Über kaum eine Zeit der jüngeren Geschichte ist so viel geschrieben, so viel nachgedacht, so viel polemisiert worden wie über die 68er und ihre Folgen: Studentenunruhen, Proteste gegen den Vietnamkrieg und (nicht nur in Deutschland) schließlich das Abdriften einiger weniger in den Terrorismus. Diesem Thema etwas Neues abzugewinnen, einen anderen Blick auf das viel Beschriebene zu werfen ist nicht leicht. Genau dies versucht der Franzose Jean-Gabriel Périot mit seinem Film „Une Jeunesse Allemande - Eine Deutsche Jugend“, der bei der Berlinale 2015 die Reihe Panorama-Dokumente eröffnete. Er greift dabei ausschließlich auf (teilweise bislang unbekanntes) Archivmaterial zurück. Er zeichnet die altbekannte Geschichte der RAF nach, rückt dabei aber vor allem in den Mittelpunkt, was für eine Rolle bewegte Bilder im Zusammenhang mit der RAF spielten. So war Holger Meins vor seinem Gang in den Untergrund ein angehender Filmemacher und natürlich konzentriert sich Périot vor allem auf Ulrike Meinhof, von der es durch ihre vielen TV-Auftritte das meiste Bildmaterial gibt. Dies ist teilweise auch sehr interessant, doch letztlich fehlen ein fokussierter Blick auf die Zeit und eine erkennbare Haltung zu den Ereignissen, die 45 Jahre später immer noch faszinieren und polarisieren.
So umfassend ist das Thema, das Jean-Gabriel Périot in seinem ersten langen Dokumentarfilm beschreibt, dass es kaum möglich ist, auch nur einen Aspekt in nur 90 Minuten annähernd umfassend zu beschreiben. Zumal Périot durch seinen Ansatz einen besonders weiten Bogen spannt, immer wieder Szenen aus Nachrichten oder anderen TV-Sendungen zeigt, die zwar für sich genommen interessant sind, aber weit vom losen roten Faden wegführen. Als der hätte sich Ulrike Meinhof angeboten, von der nicht nur viele, sondern auch interessante Aufnahmen existieren, die schön veranschaulichen, wie aus der linken, gesellschaftlich engagierten Journalisten, eine radikale, menschenverachtende Terroristin wurde. In den Momenten, in denen sich der Regisseur auf diese Figur konzentriert, ist „Une Jeunesse Allemande - Eine Deutsche Jugend“ am dichtesten und zeigt in Ansätzen, wie eine sehr spezielle deutsche Jugend verlaufen konnte.
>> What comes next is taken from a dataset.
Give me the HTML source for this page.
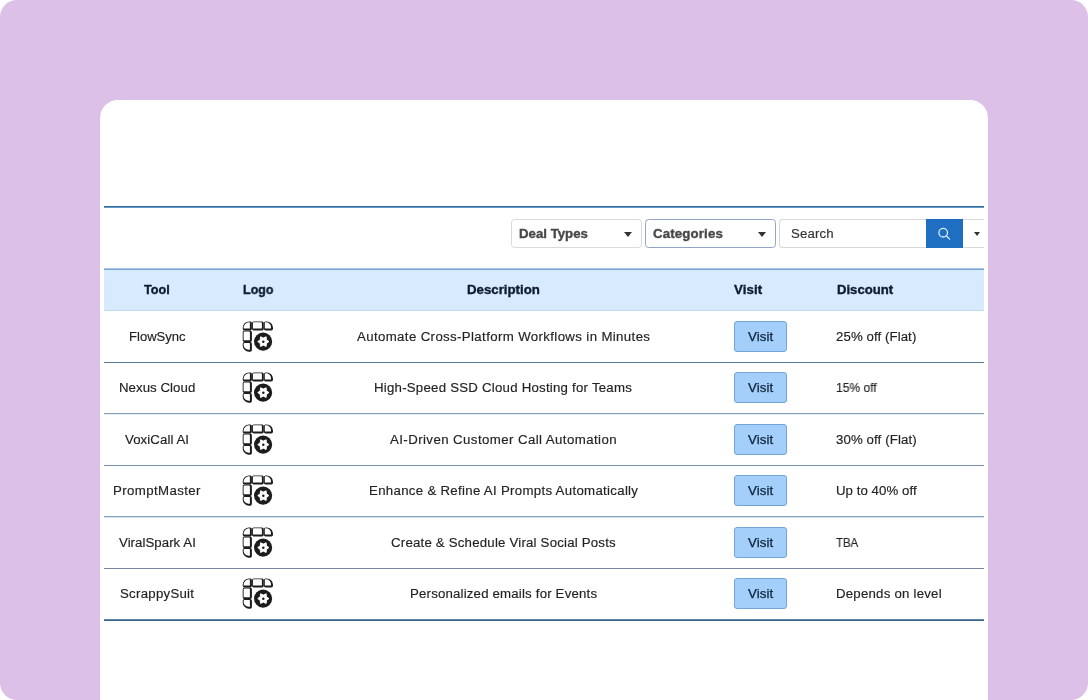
<!DOCTYPE html>
<html><head><meta charset="utf-8">
<style>
*{margin:0;padding:0;box-sizing:border-box}
html,body{width:1088px;height:700px;overflow:hidden;background:#fff;font-family:"Liberation Sans",sans-serif}
.bg{position:absolute;left:0;top:0;width:1088px;height:700px;background:#dcc0e8;border-radius:17px}
.card{position:absolute;left:100px;top:100px;width:888px;height:640px;background:#fff;border-radius:18px 18px 0 0}
.abs{position:absolute}
.t{position:absolute;white-space:nowrap;line-height:1;will-change:transform;transform-origin:0 0}
.topline{left:104px;top:206px;width:880px;height:2px;background:linear-gradient(#356999 50%,#6499cc 50%)}
.sel{top:219px;height:29px;width:131px;border:1px solid #dadada;border-radius:3.5px;background:#fff}
.tri{position:absolute;width:0;height:0;border-left:4.5px solid transparent;border-right:4.5px solid transparent;border-top:5px solid #333}
.hdr{left:104px;top:268px;width:880px;height:43px;background:linear-gradient(#a6c6ea 1px,#7fa5cf 1px,#7fa5cf 2px,#d4ecfd 2px,#d8eafd 6px);border-bottom:1px solid #c4d9ea}
.rl{position:absolute;left:104px;width:880px;height:1px;background:#557791}
.btn{position:absolute;left:734px;width:53px;height:31px;background:#a3cffa;border:1px solid #72a5d8;border-radius:3px}
.ico{position:absolute;left:240px}
</style></head><body>
<div class="bg"></div>
<div class="card"></div>
<div class="abs topline"></div>

<div class="abs sel" style="left:511px"><i class="tri" style="left:112px;top:12px"></i></div>
<div class="abs sel" style="left:645px;border-color:#93a4c9"><i class="tri" style="left:112px;top:12px"></i></div>
<div class="abs" style="left:779px;top:219px;width:205px;height:29px;border:1px solid #d9d9d9;border-right:none;border-radius:3.5px 0 0 3.5px;background:#fff"></div>
<div class="abs" style="left:926px;top:219px;width:37px;height:29px;background:#1e6ec1"></div>
<svg class="abs" style="left:926px;top:219px" width="37" height="29" viewBox="0 0 37 29"><circle cx="17.2" cy="13.7" r="4.3" fill="none" stroke="#dcecff" stroke-width="1.3"/><line x1="20.3" y1="16.8" x2="23.6" y2="20.1" stroke="#dcecff" stroke-width="1.3" stroke-linecap="round"/></svg>
<i class="tri abs" style="left:974px;top:232px;border-left-width:3.5px;border-right-width:3.5px;border-top-width:4px"></i>

<div class="abs hdr"></div>
<div class="rl" style="top:362px;background:#587893"></div>
<div class="rl" style="top:413px;height:2px;background:linear-gradient(#8a9db6 50%,#e4ebf2 50%)"></div>
<div class="rl" style="top:465px;background:#7a8ead"></div>
<div class="rl" style="top:516px;height:2px;background:linear-gradient(#89a2bf 50%,#cfe0f2 50%)"></div>
<div class="rl" style="top:568px;background:#75889f"></div>
<div class="rl" style="top:619px;height:2px;background:linear-gradient(#6688ae 50%,#3a5e8c 50%)"></div>
<svg width="0" height="0" style="position:absolute"><defs><symbol id="ic" viewBox="0 0 36 36">
<path fill="#1c1c1c" d="M9.00 3.40H10.20A1.70 1.70 0 0 1 11.90 5.10V10.70A1.70 1.70 0 0 1 10.20 12.40H4.40A1.70 1.70 0 0 1 2.70 10.70V9.70A6.30 6.30 0 0 1 9.00 3.40Z"/><path fill="#fff" d="M9.00 4.30H9.30A0.60 0.60 0 0 1 9.90 4.90V10.20A0.30 0.30 0 0 1 9.60 10.50H3.90A0.30 0.30 0 0 1 3.60 10.20V9.70A5.40 5.40 0 0 1 9.00 4.30Z"/><path fill="#1c1c1c" d="M13.70 3.40H22.10A1.70 1.70 0 0 1 23.80 5.10V10.80A1.70 1.70 0 0 1 22.10 12.50H13.70A1.70 1.70 0 0 1 12.00 10.80V5.10A1.70 1.70 0 0 1 13.70 3.40Z"/><path fill="#fff" d="M13.80 4.30H21.00A0.90 0.90 0 0 1 21.90 5.20V10.30A0.30 0.30 0 0 1 21.60 10.60H13.20A0.30 0.30 0 0 1 12.90 10.30V5.20A0.90 0.90 0 0 1 13.80 4.30Z"/><path fill="#1c1c1c" d="M25.60 3.40H26.70A6.30 6.30 0 0 1 33.00 9.70V10.80A1.70 1.70 0 0 1 31.30 12.50H25.60A1.70 1.70 0 0 1 23.90 10.80V5.10A1.70 1.70 0 0 1 25.60 3.40Z"/><path fill="#fff" d="M25.40 4.30H26.00A5.00 5.00 0 0 1 31.00 9.30V10.30A0.30 0.30 0 0 1 30.70 10.60H25.10A0.30 0.30 0 0 1 24.80 10.30V4.90A0.60 0.60 0 0 1 25.40 4.30Z"/><path fill="#1c1c1c" d="M4.40 12.50H10.20A1.70 1.70 0 0 1 11.90 14.20V22.30A1.70 1.70 0 0 1 10.20 24.00H4.40A1.70 1.70 0 0 1 2.70 22.30V14.20A1.70 1.70 0 0 1 4.40 12.50Z"/><path fill="#fff" d="M4.50 13.40H9.00A0.90 0.90 0 0 1 9.90 14.30V21.90A0.30 0.30 0 0 1 9.60 22.20H3.90A0.30 0.30 0 0 1 3.60 21.90V14.30A0.90 0.90 0 0 1 4.50 13.40Z"/><path fill="#1c1c1c" d="M4.40 24.10H10.20A1.70 1.70 0 0 1 11.90 25.80V32.00A1.70 1.70 0 0 1 10.20 33.70H9.00A6.30 6.30 0 0 1 2.70 27.40V25.80A1.70 1.70 0 0 1 4.40 24.10Z"/><path fill="#fff" d="M4.50 25.00H9.30A0.60 0.60 0 0 1 9.90 25.60V31.40A0.30 0.30 0 0 1 9.60 31.70H8.60A5.00 5.00 0 0 1 3.60 26.70V25.90A0.90 0.90 0 0 1 4.50 25.00Z"/>
<circle fill="#1c1c1c" cx="23.1" cy="23.6" r="9.05"/>
<polygon fill="#fff" stroke="#fff" stroke-width="0.9" stroke-linejoin="round" points="28.95,23.60 26.47,25.40 26.15,28.45 23.35,27.20 20.55,28.45 20.23,25.40 17.75,23.60 20.23,21.80 20.55,18.75 23.35,20.00 26.15,18.75 26.47,21.80"/>
<circle fill="#1c1c1c" cx="23.3" cy="23.7" r="1.25"/>
</symbol></defs></svg>
<div class="t" style="left:519.10px;top:227.52px;font-size:12.50px;letter-spacing:0.000px;color:#484848;transform:scaleX(1.059);font-weight:bold;-webkit-text-stroke:0.35px #484848;">Deal Types</div>
<div class="t" style="left:653.30px;top:227.52px;font-size:12.50px;letter-spacing:0.139px;color:#484848;transform:scaleX(1.060);font-weight:bold;-webkit-text-stroke:0.35px #484848;">Categories</div>
<div class="t" style="left:791.10px;top:227.52px;font-size:12.50px;letter-spacing:0.118px;color:#333;transform:scaleX(1.060);-webkit-text-stroke:0.15px #333;">Search</div>
<div class="t" style="left:144.40px;top:284.32px;font-size:12.50px;letter-spacing:0.000px;color:#0e1b2e;transform:scaleX(1.014);font-weight:bold;-webkit-text-stroke:0.35px #0e1b2e;">Tool</div>
<div class="t" style="left:242.60px;top:284.32px;font-size:12.50px;letter-spacing:0.000px;color:#0e1b2e;transform:scaleX(0.992);font-weight:bold;-webkit-text-stroke:0.35px #0e1b2e;">Logo</div>
<div class="t" style="left:466.70px;top:284.32px;font-size:12.50px;letter-spacing:0.000px;color:#0e1b2e;transform:scaleX(1.059);font-weight:bold;-webkit-text-stroke:0.35px #0e1b2e;">Description</div>
<div class="t" style="left:733.80px;top:284.32px;font-size:12.50px;letter-spacing:0.084px;color:#0e1b2e;transform:scaleX(1.060);font-weight:bold;-webkit-text-stroke:0.35px #0e1b2e;">Visit</div>
<div class="t" style="left:836.70px;top:284.32px;font-size:12.50px;letter-spacing:0.000px;color:#0e1b2e;transform:scaleX(1.049);font-weight:bold;-webkit-text-stroke:0.35px #0e1b2e;">Discount</div>
<div class="t" style="left:128.90px;top:331.02px;font-size:12.50px;letter-spacing:0.000px;color:#222;transform:scaleX(1.045);-webkit-text-stroke:0.15px #222;">FlowSync</div>
<div class="t" style="left:356.70px;top:331.02px;font-size:12.50px;letter-spacing:0.343px;color:#222;transform:scaleX(1.060);-webkit-text-stroke:0.15px #222;">Automate Cross-Platform Workflows in Minutes</div>
<div class="t" style="left:836.00px;top:331.02px;font-size:12.50px;letter-spacing:0.073px;color:#222;transform:scaleX(1.060);-webkit-text-stroke:0.15px #222;">25% off (Flat)</div>
<div class="btn" style="top:321.00px"></div>
<div class="t" style="left:747.80px;top:331.02px;font-size:12.50px;letter-spacing:0.073px;color:#0c2238;transform:scaleX(1.060);-webkit-text-stroke:0.25px #0c2238;">Visit</div>
<svg class="ico" style="top:318.00px" width="36" height="36" viewBox="0 0 36 36"><use href="#ic"/></svg>
<div class="t" style="left:119.05px;top:382.42px;font-size:12.50px;letter-spacing:0.042px;color:#222;transform:scaleX(1.060);-webkit-text-stroke:0.15px #222;">Nexus Cloud</div>
<div class="t" style="left:374.30px;top:382.42px;font-size:12.50px;letter-spacing:0.214px;color:#222;transform:scaleX(1.060);-webkit-text-stroke:0.15px #222;">High-Speed SSD Cloud Hosting for Teams</div>
<div class="t" style="left:836.00px;top:382.42px;font-size:12.50px;letter-spacing:0.000px;color:#222;transform:scaleX(0.962);-webkit-text-stroke:0.15px #222;">15% off</div>
<div class="btn" style="top:372.40px"></div>
<div class="t" style="left:747.80px;top:382.42px;font-size:12.50px;letter-spacing:0.073px;color:#0c2238;transform:scaleX(1.060);-webkit-text-stroke:0.25px #0c2238;">Visit</div>
<svg class="ico" style="top:369.40px" width="36" height="36" viewBox="0 0 36 36"><use href="#ic"/></svg>
<div class="t" style="left:125.20px;top:433.82px;font-size:12.50px;letter-spacing:0.063px;color:#222;transform:scaleX(1.060);-webkit-text-stroke:0.15px #222;">VoxiCall AI</div>
<div class="t" style="left:389.90px;top:433.82px;font-size:12.50px;letter-spacing:0.394px;color:#222;transform:scaleX(1.060);-webkit-text-stroke:0.15px #222;">AI-Driven Customer Call Automation</div>
<div class="t" style="left:836.00px;top:433.82px;font-size:12.50px;letter-spacing:0.095px;color:#222;transform:scaleX(1.060);-webkit-text-stroke:0.15px #222;">30% off (Flat)</div>
<div class="btn" style="top:423.80px"></div>
<div class="t" style="left:747.80px;top:433.82px;font-size:12.50px;letter-spacing:0.073px;color:#0c2238;transform:scaleX(1.060);-webkit-text-stroke:0.25px #0c2238;">Visit</div>
<svg class="ico" style="top:420.80px" width="36" height="36" viewBox="0 0 36 36"><use href="#ic"/></svg>
<div class="t" style="left:113.45px;top:485.22px;font-size:12.50px;letter-spacing:0.369px;color:#222;transform:scaleX(1.060);-webkit-text-stroke:0.15px #222;">PromptMaster</div>
<div class="t" style="left:368.70px;top:485.22px;font-size:12.50px;letter-spacing:0.282px;color:#222;transform:scaleX(1.060);-webkit-text-stroke:0.15px #222;">Enhance &amp; Refine AI Prompts Automatically</div>
<div class="t" style="left:836.00px;top:485.22px;font-size:12.50px;letter-spacing:0.042px;color:#222;transform:scaleX(1.060);-webkit-text-stroke:0.15px #222;">Up to 40% off</div>
<div class="btn" style="top:475.20px"></div>
<div class="t" style="left:747.80px;top:485.22px;font-size:12.50px;letter-spacing:0.073px;color:#0c2238;transform:scaleX(1.060);-webkit-text-stroke:0.25px #0c2238;">Visit</div>
<svg class="ico" style="top:472.20px" width="36" height="36" viewBox="0 0 36 36"><use href="#ic"/></svg>
<div class="t" style="left:118.80px;top:536.62px;font-size:12.50px;letter-spacing:0.036px;color:#222;transform:scaleX(1.060);-webkit-text-stroke:0.15px #222;">ViralSpark AI</div>
<div class="t" style="left:390.85px;top:536.62px;font-size:12.50px;letter-spacing:0.187px;color:#222;transform:scaleX(1.060);-webkit-text-stroke:0.15px #222;">Create &amp; Schedule Viral Social Posts</div>
<div class="t" style="left:836.00px;top:536.62px;font-size:12.50px;letter-spacing:0.000px;color:#222;transform:scaleX(0.909);-webkit-text-stroke:0.15px #222;">TBA</div>
<div class="btn" style="top:526.60px"></div>
<div class="t" style="left:747.80px;top:536.62px;font-size:12.50px;letter-spacing:0.073px;color:#0c2238;transform:scaleX(1.060);-webkit-text-stroke:0.25px #0c2238;">Visit</div>
<svg class="ico" style="top:523.60px" width="36" height="36" viewBox="0 0 36 36"><use href="#ic"/></svg>
<div class="t" style="left:120.20px;top:588.02px;font-size:12.50px;letter-spacing:0.241px;color:#222;transform:scaleX(1.060);-webkit-text-stroke:0.15px #222;">ScrappySuit</div>
<div class="t" style="left:409.70px;top:588.02px;font-size:12.50px;letter-spacing:0.166px;color:#222;transform:scaleX(1.060);-webkit-text-stroke:0.15px #222;">Personalized emails for Events</div>
<div class="t" style="left:836.00px;top:588.02px;font-size:12.50px;letter-spacing:0.202px;color:#222;transform:scaleX(1.060);-webkit-text-stroke:0.15px #222;">Depends on level</div>
<div class="btn" style="top:578.00px"></div>
<div class="t" style="left:747.80px;top:588.02px;font-size:12.50px;letter-spacing:0.073px;color:#0c2238;transform:scaleX(1.060);-webkit-text-stroke:0.25px #0c2238;">Visit</div>
<svg class="ico" style="top:575.00px" width="36" height="36" viewBox="0 0 36 36"><use href="#ic"/></svg>
</body></html>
Doch allzu oft verliert sich Périot in den vielfältigen Strängen seines Themas, dass er nicht in eine stimmige Form zu bringen versteht.
Fazit: Mit seiner ausschließlich aus Archivmaterial zusammengesetzten Dokumentation „Une Jeunesse Allemande - Eine Deutsche Jugend“ gelingt es dem französischen Regisseur Jean-Gabriel Périot nur in Ansätzen, aus dem vielfältigen und oft faszinierenden Material einen runden Film zu formen.